= Eric Nazarian =

Armenian-American film director and screenwriter

Eric Nazarian is an Armenian-American film director and screenwriter.

==Early life==

He was born in Armenia and moved to the United States as a child, growing up in Los Angeles. He is a graduate of the University of Southern California's School of Cinematic Arts.

Inspired by his father Haik's love of world cinema, Nazarian apprenticed at his father's photo lab where Haik taught him the fundamentals of visual storytelling through photojournalism and screenwriting. After graduating from Verdugo Hills High School, Nazarian traveled extensively, exploring the Southwest and Baja California, inspired by the photography of Robert Frank and the travelogues of Sam Shepard and John Steinbeck across America and the Sea of Cortez. With a Minolta 35mm. camera gifted to him by Haik, Nazarian photographed Southern California street cultures, immigrant communities, Los Angeles gangs and iconographies of underworld cultures pouring in from the former Soviet bloc. During his undergraduate years at USC Film School, Nazarian studied Film Production and wrote several screenplays exploring the historical and cross-cultural ties that bind Mexican-American, Armenian, Native American, Latin and African-American narratives across different periods in 20th century America. During his senior year at USC, he photographed post-war life in the Republic of Nagorno-Karabakh in the Southern Caucasus that further cemented his international storytelling passions spanning from the Near East to the U.S.

==Career==

The Blue Hour, Nazarian's first feature film as writer-director, is composed of four stories about multiethnic working-class lives near the Los Angeles River, starring Alyssa Milano, Clarence Williams III and Emily Rios. The film's World Premiere took place at the 55th San Sebastian International Film Festival and was nominated for the Altadis-New Director's Award. The film was selected by Nanni Moretti to screen at the 25th Torino Film Festival in Turin, Italy in the Official Selection and was named "Film of the Day" by the European Network of Young Cinema. The Blue Hour premiered in the U.S. at the 10th Arpa International Film Festival where Nazarian was presented with the Best Director award. At the 5th Golden Apricot International Film Festival, "The Blue Hour" received the Golden Apricot for Best Film in the Armenian Panorama, the Ecumenical Jury Award and the Prime Minister's Award. The Blue Hour solidified his reputation as an emerging writer/director with a distinct voice.

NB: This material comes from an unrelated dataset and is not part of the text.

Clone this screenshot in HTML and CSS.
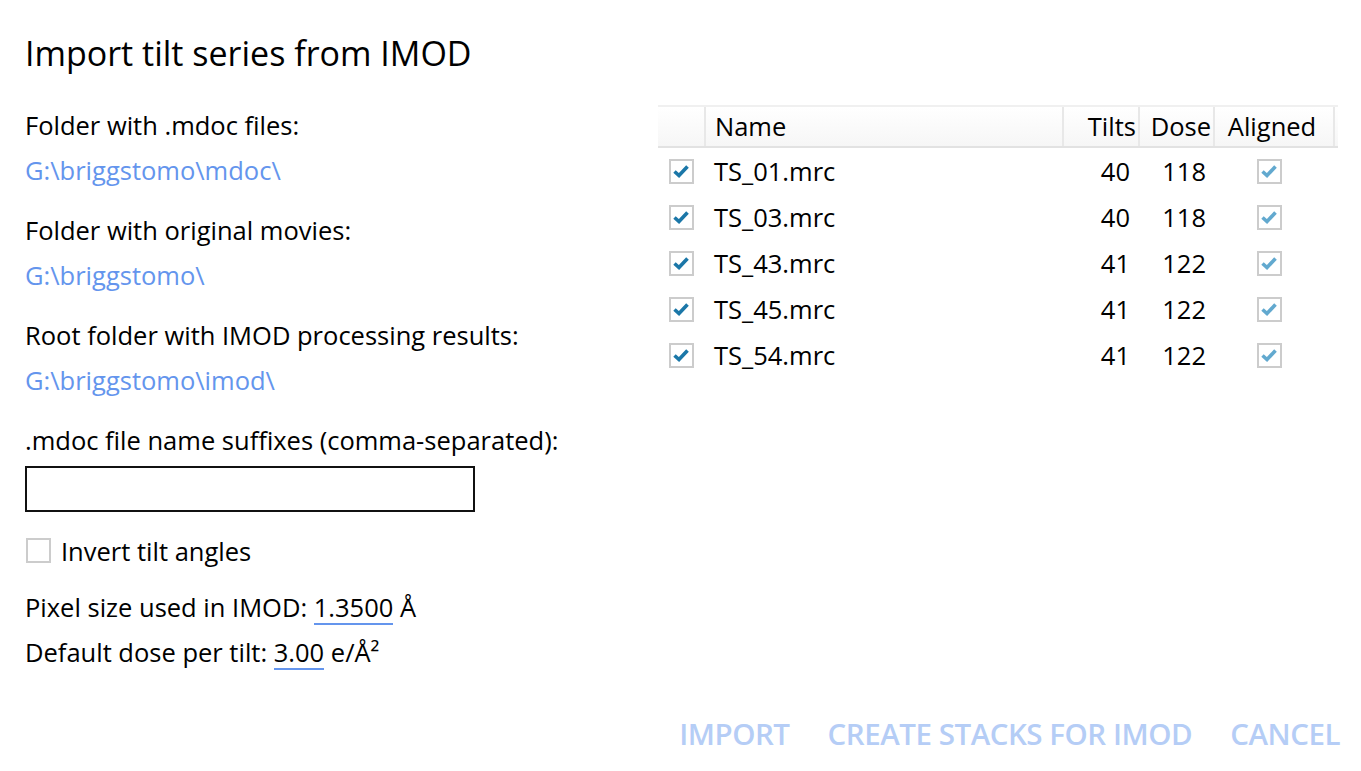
FILE: index.html
```html
<!DOCTYPE html>
<html>
<head>
<meta charset="utf-8">
<link rel="stylesheet" href="styles.css">
</head>
<body>
<div class="page">
  <div class="main">
    <div class="left">
      <div class="title">Import tilt series from IMOD</div>
      <div class="group">
        <div class="line">Folder with .mdoc files:</div>
        <div class="line path">G:\briggstomo\mdoc\</div>
      </div>
      <div class="group">
        <div class="line">Folder with original movies:</div>
        <div class="line path">G:\briggstomo\</div>
      </div>
      <div class="group">
        <div class="line">Root folder with IMOD processing results:</div>
        <div class="line path">G:\briggstomo\imod\</div>
      </div>
      <div class="line">.mdoc file name suffixes (comma-separated):</div>
      <div class="input"></div>
      <div class="check-row">
        <span class="box"></span>
        <span>Invert tilt angles</span>
      </div>
      <div class="line">Pixel size used in IMOD: <span class="val">1.3500</span> Å</div>
      <div class="line">Default dose per tilt: <span class="val">3.00</span> e/Å²</div>
    </div>
    <div class="right">
      <div class="table">
        <div class="row head">
          <div class="c c0"></div>
          <div class="c c1">Name</div>
          <div class="c c2">Tilts</div>
          <div class="c c3">Dose</div>
          <div class="c c4">Aligned</div>
          <div class="c c5"></div>
        </div>
        <div class="row">
          <div class="c c0"><span class="box on"><svg viewBox="0 0 21 21"><path d="M3.5 10.5 L8 14.5 L16.5 5.5"/></svg></span></div>
          <div class="c c1">TS_01.mrc</div>
          <div class="c c2">40</div>
          <div class="c c3">118</div>
          <div class="c c4"><span class="box dis"><svg viewBox="0 0 21 21"><path d="M3.5 10.5 L8 14.5 L16.5 5.5"/></svg></span></div>
          <div class="c c5"></div>
        </div>
        <div class="row">
          <div class="c c0"><span class="box on"><svg viewBox="0 0 21 21"><path d="M3.5 10.5 L8 14.5 L16.5 5.5"/></svg></span></div>
          <div class="c c1">TS_03.mrc</div>
          <div class="c c2">40</div>
          <div class="c c3">118</div>
          <div class="c c4"><span class="box dis"><svg viewBox="0 0 21 21"><path d="M3.5 10.5 L8 14.5 L16.5 5.5"/></svg></span></div>
          <div class="c c5"></div>
        </div>
        <div class="row">
          <div class="c c0"><span class="box on"><svg viewBox="0 0 21 21"><path d="M3.5 10.5 L8 14.5 L16.5 5.5"/></svg></span></div>
          <div class="c c1">TS_43.mrc</div>
          <div class="c c2">41</div>
          <div class="c c3">122</div>
          <div class="c c4"><span class="box dis"><svg viewBox="0 0 21 21"><path d="M3.5 10.5 L8 14.5 L16.5 5.5"/></svg></span></div>
          <div class="c c5"></div>
        </div>
        <div class="row">
          <div class="c c0"><span class="box on"><svg viewBox="0 0 21 21"><path d="M3.5 10.5 L8 14.5 L16.5 5.5"/></svg></span></div>
          <div class="c c1">TS_45.mrc</div>
          <div class="c c2">41</div>
          <div class="c c3">122</div>
          <div class="c c4"><span class="box dis"><svg viewBox="0 0 21 21"><path d="M3.5 10.5 L8 14.5 L16.5 5.5"/></svg></span></div>
          <div class="c c5"></div>
        </div>
        <div class="row">
          <div class="c c0"><span class="box on"><svg viewBox="0 0 21 21"><path d="M3.5 10.5 L8 14.5 L16.5 5.5"/></svg></span></div>
          <div class="c c1">TS_54.mrc</div>
          <div class="c c2">41</div>
          <div class="c c3">122</div>
          <div class="c c4"><span class="box dis"><svg viewBox="0 0 21 21"><path d="M3.5 10.5 L8 14.5 L16.5 5.5"/></svg></span></div>
          <div class="c c5"></div>
        </div>
      </div>
    </div>
  </div>
  <div class="footer">
    <span class="btn">IMPORT</span>
    <span class="btn">CREATE STACKS FOR IMOD</span>
    <span class="btn">CANCEL</span>
  </div>
</div>
</body>
</html>
```

FILE: styles.css
```css
html, body {
  margin: 0;
  padding: 0;
  background: #fff;
}
body {
  font-family: "Open Sans", "Noto Sans", sans-serif;
  font-size: 25.5px;
  color: #000;
}
.page {
  height: 771px;
  display: flex;
  flex-direction: column;
  overflow: hidden;
}
.main {
  flex: 1;
  display: flex;
}
.left {
  width: 658px;
  padding-left: 25px;
  box-sizing: border-box;
  display: flex;
  flex-direction: column;
  padding-top: 30px;
}
.title {
  font-size: 34px;
  line-height: 46px;
  margin-bottom: 27px;
  white-space: nowrap;
}
.line {
  line-height: 45px;
  height: 45px;
  white-space: nowrap;
}
.group {
  margin-bottom: 15px;
}
.path {
  color: #6495ed;
}
.input {
  margin-top: 3px;
  width: 450px;
  height: 46px;
  box-sizing: border-box;
  border: 2px solid #111;
}
.check-row {
  display: flex;
  align-items: center;
  gap: 10px;
  margin-top: 26px;
  margin-bottom: 22px;
  height: 25px;
  padding-left: 1px;
  white-space: nowrap;
}
.box {
  display: inline-block;
  width: 25px;
  height: 25px;
  box-sizing: border-box;
  border: 2px solid #cccccc;
  background: #fff;
  flex: none;
}
.box svg {
  display: block;
  width: 21px;
  height: 21px;
}
.box svg path {
  fill: none;
  stroke-width: 3.6;
  stroke-linecap: butt;
  stroke-linejoin: miter;
}
.box.on svg path { stroke: #1b77a8; }
.box.dis svg path { stroke: #62a9cf; }
.val {
  display: inline-block;
  line-height: 31px;
  border-bottom: 2px solid #6495ed;
}
.right {
  padding-top: 105px;
}
.table {
  width: 680px;
  border-top: 2px solid #f0f0f0;
}
.row {
  display: grid;
  grid-template-columns: 46px 358px 76px 75px 120px 5px;
  height: 46px;
  align-items: center;
}
.row.head {
  height: 39px;
  background: linear-gradient(#ffffff, #f6f6f6);
  border-bottom: 2px solid #e2e2e2;
  align-items: stretch;
}
.head .c {
  border-left: 2px solid #e8e8e8;
  display: flex;
  align-items: center;
  line-height: 39px;
}
.head .c0 { border-left: none; }
.head .c1 { padding-left: 9px; }
.head .c2 { justify-content: flex-end; padding-right: 2px; }
.head .c3 { justify-content: flex-end; padding-right: 2px; }
.head .c4 { justify-content: center; padding-right: 4px; }
.c {
  white-space: nowrap;
  box-sizing: border-box;
}
.c0 { padding-left: 11px; display: flex; }
.c1 { padding-left: 10px; }
.c2 { text-align: right; padding-right: 8px; }
.c3 { text-align: right; padding-right: 7px; }
.c4 { display: flex; justify-content: center; padding-right: 8px; }
.footer {
  display: flex;
  justify-content: flex-end;
  gap: 38px;
  padding-right: 21px;
  padding-bottom: 17px;
  height: 40px;
  align-items: center;
}
.btn {
  color: #b5cdf6;
  font-size: 29.5px;
  font-weight: 600;
  line-height: 40px;
  white-space: nowrap;
  letter-spacing: -0.45px;
}
```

In 2008, Nazarian won the Academy of Motion Picture Arts and Sciences prestigious Nicholl Fellowship for his screenplay, "Giants."

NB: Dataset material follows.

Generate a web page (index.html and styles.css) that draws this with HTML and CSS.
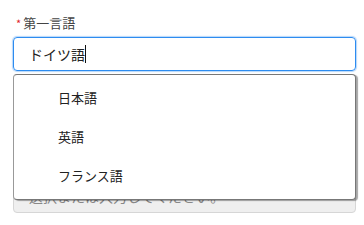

After receiving the Fellowship, Nazarian wrote and directed "Bolis," a short film about a descendant of an Armenian Genocide survivor in Istanbul as part of the European Union Capital of Culture Program.

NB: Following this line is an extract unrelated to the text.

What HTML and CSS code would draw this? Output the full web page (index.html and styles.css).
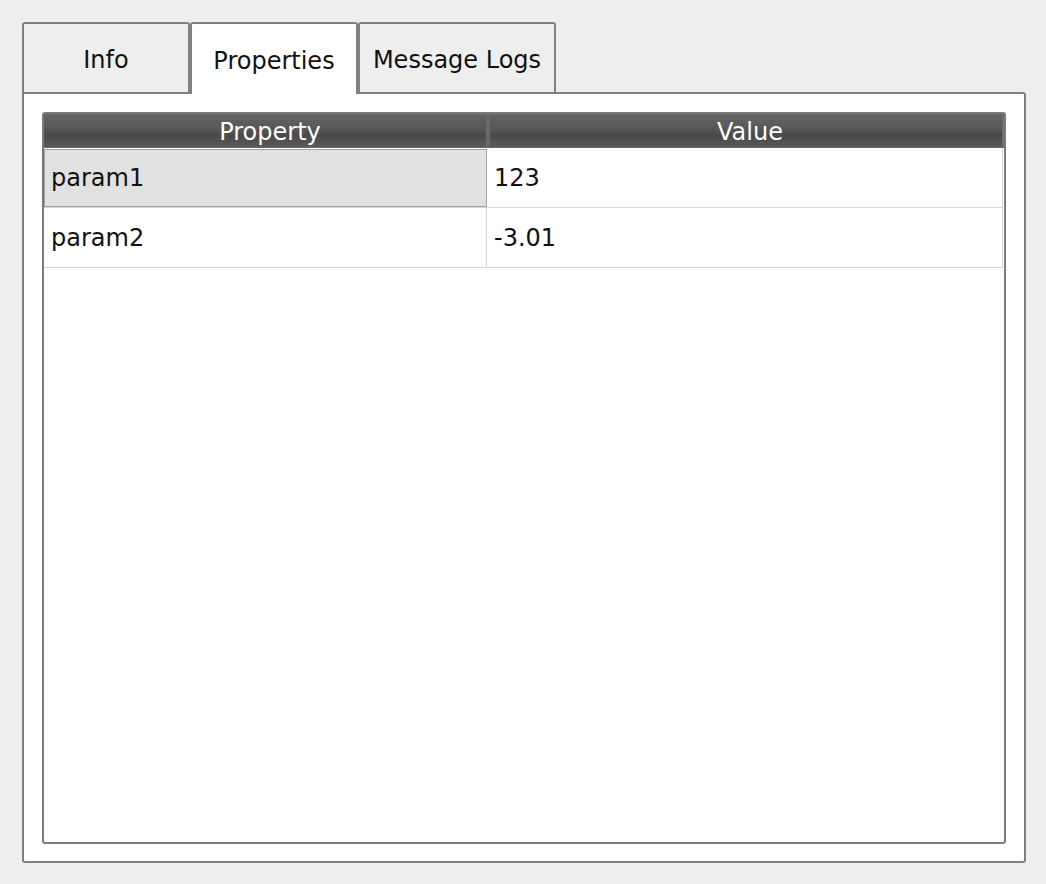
FILE: index.html
```html
<!DOCTYPE html>
<html>
<head>
<meta charset="utf-8">
<link rel="stylesheet" href="styles.css">
</head>
<body>
<div class="window">
  <div class="tabs">
    <div class="tab tab-info">Info</div>
    <div class="tab tab-props active">Properties</div>
    <div class="tab tab-logs">Message Logs</div>
  </div>
  <div class="panel">
    <div class="table">
      <div class="header">
        <div class="hcell hprop">Property</div>
        <div class="hdiv"></div>
        <div class="hcell hval">Value</div>
      </div>
      <div class="rows">
        <div class="row">
          <div class="cell key selected">param1</div>
          <div class="cell val">123</div>
        </div>
        <div class="row">
          <div class="cell key">param2</div>
          <div class="cell val">-3.01</div>
        </div>
      </div>
    </div>
  </div>
</div>
</body>
</html>
```
FILE: styles.css
```css
html, body {
  margin: 0;
  padding: 0;
  background: #eeeeee;
}
body {
  font-family: "DejaVu Sans", "Liberation Sans", sans-serif;
  font-size: 24px;
  color: #111;
}
.window {
  padding: 22px 20px 21px 22px;
}
.tabs {
  display: flex;
  align-items: flex-start;
  height: 70px;
}
.tab {
  box-sizing: border-box;
  height: 70px;
  border: 2px solid #808080;
  border-bottom: none;
  border-radius: 3px 3px 0 0;
  background: #eeeeee;
  display: flex;
  align-items: center;
  justify-content: center;
  padding-top: 4px;
}
.tab-info { width: 168px; }
.tab-props { width: 168px; }
.tab-logs { width: 198px; }
.tab.active {
  background: #ffffff;
  height: 72px;
  position: relative;
  z-index: 2;
  padding-top: 4px;
}
.panel {
  box-sizing: border-box;
  width: 1004px;
  height: 771px;
  border: 2px solid #808080;
  border-radius: 0 3px 3px 3px;
  background: #ffffff;
  padding: 18px 18px 17px 18px;
}
.table {
  box-sizing: border-box;
  height: 100%;
  border: 2px solid #7a7a7a;
  border-radius: 3px;
  background: #ffffff;
  display: flex;
  flex-direction: column;
}
.header {
  display: grid;
  grid-template-columns: 442px 4px 1fr;
  height: 33px;
  background: linear-gradient(to bottom, #646464 0%, #595959 40%, #4a4a4a 65%, #5a5a5a 100%);
  border-bottom: 1px solid #6a6a6a;
  box-shadow: inset -2px 0 0 #6e6e6e;
  color: #ffffff;
}
.hcell {
  display: flex;
  align-items: center;
  justify-content: center;
  line-height: 1;
  padding-top: 3px;
}
.hprop { padding-left: 10px; }
.hval { padding-left: 6px; }
.hdiv {
  background: #6a6a6a;
}
.rows {
  margin-right: 1px;
}
.row {
  display: grid;
  grid-template-columns: 443px 1fr;
  height: 60px;
  box-sizing: border-box;
  border-bottom: 1px solid #d6d6d6;
  border-right: 1px solid #d6d6d6;
}
.cell {
  display: flex;
  align-items: center;
  box-sizing: border-box;
}
.key {
  padding-left: 7px;
  border-right: 1px solid #d6d6d6;
}
.val {
  padding-left: 7px;
}
.key.selected {
  background: #e1e1e1;
  border: 1px solid #a2a2a2;
  margin: 1px 0 0 0;
  padding-left: 6px;
}
```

"Three Christs", Nazarian's adaptation of Milton Rokeach's "The Three Christs of Ypsilanti" with director Jon Avnet premiered at the Toronto International Film Festival (TIFF), starring Richard Gere, Peter Dinklage, Julianna Margulies and Walton Goggins.

In 2021, Nazarian wrote and directed "Die Like a Man," the first installment of a rites of passage film trilogy exploring street cultures, cycles of violence and gentrification across two decades in 21st century America.